Mr. Lipsky explained, for those who, like himself, can’t say they are regular Bible readers, that judge Samuel was looking for someone whom he can manipulate, to lead his people during what he fears will be a testing time; “He’s worried the people are going to fight the Philistines and forget their moral background.”

But Saul isn’t even competent enough to be manipulated. Enter David, a shepherd boy, a sly guy, “very much out for himself,” who is unexpectedly lifted to power.

Machiavellian manoeuvres, with Samuel pulling strings, ensue. Things do not go well for Saul.

“During this time, and I didn’t make this up, this is in the Bible,” Mr. Lipsky hastens, “the witches are banished by Judge Samuel ... but at the end of his life Saul goes to one of the witches he’s befriended, the Witch of Endor, and asks to be shown why he’s been so mistreated, and the ghost of Samuel comes to him.”

So that is the story, though in Mr. Lipsky’s telling it involves seeming improvisations, interchange with the audience and other surprises that allow the audience to cut to the chase, as the playwright puts it, and feel themselves in the story in an intimate way. It is a style he’s toyed with in such plays as Living in Exile, a retelling of Homer’s Iliad now playing at La MaMa in a 20-seat living room as part of the Under the Radar festival in New York city.

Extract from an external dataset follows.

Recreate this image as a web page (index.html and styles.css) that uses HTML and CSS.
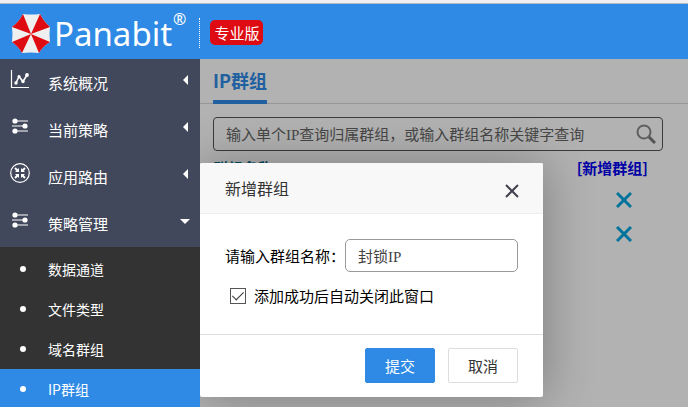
FILE: index.html
```html
<!DOCTYPE html>
<html lang="zh-CN">
<head>
    <meta charset="UTF-8">
    <meta name="viewport" content="width=device-width, initial-scale=1.0">
    <title>Panabit - IP群组</title>
    <link rel="stylesheet" href="styles.css">
</head>
<body>
    <header class="header">
        <svg class="logo" viewBox="0 0 40 40" width="40" height="40">
            <path fill="#efefef" d="M12 0 Q20 1 29 0 Q33 8 39 13 Q38 20 39 28 Q32 32 28 39 Q20 38 11 39 Q7 32 1 28 Q2 20 1 13 Q8 8 12 0Z"/>
            <path fill="#de0c10" d="M20 20 L12 0 Q8 8 1 13Z M20 20 L29 0 Q33 8 39 13Z M20 20 L39 28 Q32 32 28 39Z M20 20 L11 39 Q7 32 1 28Z"/>
        </svg>
        <span class="brand">Panabit</span>
        <span class="reg">®</span>
        <span class="edition"><span class="badge">专业版</span></span>
    </header>

    <div class="layout">
        <!-- Sidebar -->
        <nav class="sidebar">
            <a class="menu-item" href="#">
                <svg class="menu-icon" viewBox="0 0 20 20">
                    <path d="M1.5 1v17.5H19" fill="none" stroke="#fff" stroke-width="1.2"/>
                    <path d="M6 14l3-6.5 4 5 4-6.5" fill="none" stroke="#fff" stroke-width="1.6"/>
                    <g fill="#fff"><circle cx="6" cy="14" r="1.7"/><circle cx="9" cy="7.5" r="1.5"/><circle cx="13" cy="12.5" r="1.7"/><circle cx="17" cy="6" r="1.9"/></g>
                </svg>
                <span class="menu-text">系统概况</span>
                <svg class="arrow" viewBox="0 0 10 10"><path fill="#fff" d="M8 0v10L3 5z"/></svg>
            </a>
            <a class="menu-item" href="#">
                <svg class="menu-icon" viewBox="0 0 20 20">
                    <path d="M5 5h13M2 10h13M5 15h13" stroke="#fff" stroke-width="1.2"/>
                    <g fill="#fff"><circle cx="5" cy="5" r="2.600"/><circle cx="15" cy="10" r="2.6"/><circle cx="5" cy="15" r="2.6"/></g>
                </svg>
                <span class="menu-text">当前策略</span>
                <svg class="arrow" viewBox="0 0 10 10"><path fill="#fff" d="M8 0v10L3 5z"/></svg>
            </a>
            <a class="menu-item" href="#">
                <svg class="menu-icon" viewBox="0 0 20 20">
                    <circle cx="10" cy="10" r="9.3" fill="none" stroke="#fff" stroke-width="1.2"/>
                    <path d="M5 5l3 3M15 5l-3 3M5 15l3-3M15 15l-3-3" stroke="#fff" stroke-width="2"/>
                    <path fill="#fff" d="M9 5v4H5zM11 5v4h4zM9 15v-4H5zM11 15v-4h4z"/>
                </svg>
                <span class="menu-text">应用路由</span>
                <svg class="arrow" viewBox="0 0 10 10"><path fill="#fff" d="M8 0v10L3 5z"/></svg>
            </a>
            <a class="menu-item" href="#">
                <svg class="menu-icon" viewBox="0 0 20 20">
                    <path d="M5 5h13M2 10h13M5 15h13" stroke="#fff" stroke-width="1.2"/>
                    <g fill="#fff"><circle cx="5" cy="5" r="2.6"/><circle cx="15" cy="10" r="2.6"/><circle cx="5" cy="15" r="2.6"/></g>
                </svg>
                <span class="menu-text">策略管理</span>
                <svg class="arrow" viewBox="0 0 10 10"><path fill="#fff" d="M0 3h10L5 8z"/></svg>
            </a>
            <div class="submenu">
                <a class="sub-item" href="#">数据通道</a>
                <a class="sub-item" href="#">文件类型</a>
                <a class="sub-item" href="#">域名群组</a>
                <a class="sub-item active" href="#">IP群组</a>
            </div>
        </nav>

        <!-- Page content -->
        <main class="main">
            <div class="tabs">
                <a class="tab" href="#">IP群组</a>
            </div>
            <div class="content">
                <form class="search">
                    <input class="search-input" type="text" aria-label="查询群组" placeholder="输入单个IP查询归属群组，或输入群组名称关键字查询">
                    <button class="search-btn" type="button" aria-label="查询">
                        <svg viewBox="0 0 20 20" width="20" height="20">
                            <circle cx="8" cy="8" r="6.5" fill="none" stroke="#888" stroke-width="2"/>
                            <path d="M13 13l6 6" stroke="#777" stroke-width="3"/>
                        </svg>
                    </button>
                </form>
                <table class="groups">
                    <thead>
                        <tr>
                            <th>群组名称</th>
                            <th class="op"><a class="add-link" href="#">[新增群组]</a></th>
                        </tr>
                    </thead>
                    <tbody>
                        <tr>
                            <td></td>
                            <td class="op"><button class="delete-btn" aria-label="删除"><svg viewBox="0 0 16 16" width="16" height="16"><path d="M1 1l14 14M15 1L1 15" stroke="#00a5e0" stroke-width="3"/></svg></button></td>
                        </tr>
                        <tr>
                            <td></td>
                            <td class="op"><button class="delete-btn" aria-label="删除"><svg viewBox="0 0 16 16" width="16" height="16"><path d="M1 1l14 14M15 1L1 15" stroke="#00a5e0" stroke-width="3"/></svg></button></td>
                        </tr>
                    </tbody>
                </table>
            </div>

            <div class="mask"></div>

            <!-- Add group dialog -->
            <form class="dialog" role="dialog" aria-labelledby="dialogTitle">
                <div class="dialog-header">
                    <span id="dialogTitle">新增群组</span>
                    <button class="close-btn" type="button" aria-label="关闭">
                        <svg viewBox="0 0 14 14" width="14" height="14"><path d="M1 1l12 12M13 1L1 13" stroke="#43414d" stroke-width="2"/></svg>
                    </button>
                </div>
                <div class="dialog-body">
                    <div class="field">
                        <label for="groupName">请输入群组名称：</label>
                        <input class="name-input" type="text" id="groupName" value="封锁IP">
                    </div>
                    <div class="check">
                        <input class="checkbox" type="checkbox" id="autoClose" checked>
                        <label for="autoClose">添加成功后自动关闭此窗口</label>
                    </div>
                </div>
                <div class="dialog-footer">
                    <button class="btn btn-primary" type="button">提交</button>
                    <button class="btn" type="button">取消</button>
                </div>
            </form>
        </main>
    </div>
</body>
</html>
```
FILE: styles.css
```css
* {
    box-sizing: border-box;
}

body {
    margin: 0;
    height: 100vh;
    overflow: hidden;
    display: flex;
    flex-direction: column;
    font-family: "Noto Sans CJK SC", sans-serif;
    font-size: 15px;
    color: #000;
    background-color: white;
}

a {
    text-decoration: none;
}

button,
input {
    font-family: inherit;
    font-size: 15px;
}

button {
    cursor: pointer;
    padding: 0;
    border: none;
    background: none;
}

svg {
    display: block;
}

/* Header */
.header {
    flex: none;
    display: flex;
    align-items: center;
    height: 59px;
    padding: 5px 11px 0;
    border-top: 3px solid #f0f0f0;
    background-color: #2e8ae5;
    box-shadow: inset 0 1px #b5bcc4;
    color: white;
}

.brand {
    margin-left: 3px;
    font-family: "Noto Sans", sans-serif;
    font-size: 33px;
    line-height: 48px;
}

.reg {
    align-self: flex-start;
    margin-left: 1px;
    font-family: "Noto Sans", sans-serif;
    font-size: 16px;
    line-height: 22px;
}

.edition {
    display: flex;
    align-items: center;
    height: 30px;
    margin-left: 13px;
    margin-bottom: 2px;
    padding-left: 10px;
    border-left: 1px dotted white;
}

.badge {
    padding: 0 4px;
    border-radius: 5px;
    background-color: #de0c12;
    line-height: 25px;
}

.layout {
    flex: 1;
    min-height: 0;
    display: flex;
}

/* Sidebar */
.sidebar {
    flex: none;
    width: 200px;
    overflow: hidden;
    background-color: #42485b;
}

.menu-item {
    display: flex;
    align-items: flex-start;
    height: 47px;
    padding: 10px 10px 0;
    color: white;
}

.menu-icon {
    width: 20px;
    height: 20px;
}

.menu-text {
    flex: 1;
    margin-left: 18px;
    line-height: 28px;
}

.arrow {
    width: 10px;
    height: 22px;
}

.submenu {
    padding-top: 2px;
    background-color: #333;
}

.sub-item {
    display: flex;
    align-items: center;
    height: 40px;
    padding-left: 20px;
    font-size: 14px;
    color: white;
}

.sub-item::before {
    content: "";
    width: 6px;
    height: 6px;
    margin-right: 22px;
    border-radius: 50%;
    background-color: white;
}

.sub-item.active {
    background-color: #2e8ae5;
}

/* Page content */
.main {
    position: relative;
    flex: 1;
    overflow: hidden;
}

.tabs {
    display: flex;
    height: 45px;
    padding-left: 13px;
    border-bottom: 1px solid #d8d8d8;
}

.tab {
    height: 45px;
    border-bottom: 4px solid #2e8ae5;
    font-size: 18px;
    font-weight: bold;
    line-height: 42px;
    color: #2e8ae5;
}

.content {
    padding: 13px 25px 0 13px;
}

.search {
    display: flex;
    align-items: center;
    height: 34px;
    padding: 0 6px 0 12px;
    border: 1px solid #555;
    border-radius: 4px;
}

.search-input {
    flex: 1;
    min-width: 0;
    height: 32px;
    padding: 3px 0 0;
    border: none;
    outline: none;
    background: none;
    font-family: "Liberation Serif", "Noto Sans CJK SC", serif;
}

.search-input::placeholder {
    color: #666;
}

.groups {
    width: 100%;
    border-collapse: collapse;
    line-height: 20px;
}

.groups th,
.groups td {
    height: 34px;
    padding: 0;
    text-align: left;
}

.groups th {
    height: 33px;
    color: #00658c;
}

.groups .op {
    text-align: right;
}

.groups th.op {
    padding-right: 15px;
}

.groups td.op {
    padding-right: 31px;
}

.add-link {
    color: #0000ee;
}

.delete-btn {
    display: inline-block;
    vertical-align: top;
    margin-top: 1px;
}

.mask {
    position: absolute;
    inset: 0;
    background-color: rgba(0, 0, 0, 0.3);
}

/* Dialog */
.dialog {
    position: absolute;
    top: 104px;
    left: 0;
    width: 343px;
    border-radius: 2px;
    background-color: white;
    box-shadow: 1px 1px 50px rgba(0, 0, 0, 0.3);
}

.dialog-header {
    display: flex;
    align-items: center;
    justify-content: space-between;
    height: 51px;
    padding: 0 24px 0 25px;
    border-bottom: 1px solid #eee;
    border-radius: 2px 2px 0 0;
    background-color: #f8f8f8;
    font-size: 16px;
    color: #333;
}

.close-btn {
    margin-top: 5px;
}

.dialog-body {
    padding: 25px 25px 28px;
}

.field {
    display: flex;
    align-items: center;
}

.name-input {
    flex: 1;
    min-width: 0;
    height: 33px;
    padding: 0 12px;
    border: 1px solid #999;
    border-radius: 5px;
    font-family: "Liberation Serif", "Noto Sans CJK SC", serif;
    color: #444;
}

.check {
    display: flex;
    align-items: center;
    gap: 8px;
    margin-top: 13px;
    padding-left: 5px;
}

.checkbox {
    appearance: none;
    display: grid;
    place-items: center;
    width: 16px;
    height: 16px;
    margin: 0;
    border: 1px solid #555;
    background-color: white;
}

.checkbox:checked::after {
    content: "";
    width: 5px;
    height: 10px;
    margin-bottom: 3px;
    border: solid #333;
    border-width: 0 1px 1px 0;
    transform: rotate(45deg);
}

.dialog-footer {
    display: flex;
    justify-content: flex-end;
    gap: 13px;
    padding: 13px 25px 14px;
    border-top: 1px solid #ddd;
}

.btn {
    width: 70px;
    height: 35px;
    border: 1px solid #ddd;
    border-radius: 2px;
    background-color: white;
    color: #333;
}

.btn-primary {
    border-color: #2e8ae5;
    background-color: #2e8ae5;
    color: white;
}
```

“My movement has been toward presenting plays in most intimate situations so people in the audience feel the story is about them, not someone else,” he explained. In Beginner’s Luck, “I hope people come away thinking they’re experiencing what it’s like to be part of a country desperate for its own protection so much so it loses the values it was built on.”

He calls the play a comedy of errors, so to speak, but one about power, why and how people take power. “It’s about the decision to take power at a practical level, and how people may gain certain political power [but] lose something by making that the focus of their government ... the way Israel has lost its moral compass.

“It’s time to hear the play again,” he said, adding that because it has not previously been done here, and because it has a Jewish theme, it was a perfect choice for Sunday’s cultural showcase, where he will be honored to have his former students Brooke Hardman Ditchfield and Brian Ditchfield, and colleagues Paula Langton, head of acting at BU, and Ken Cheesman, acting professor at Emerson College, reading.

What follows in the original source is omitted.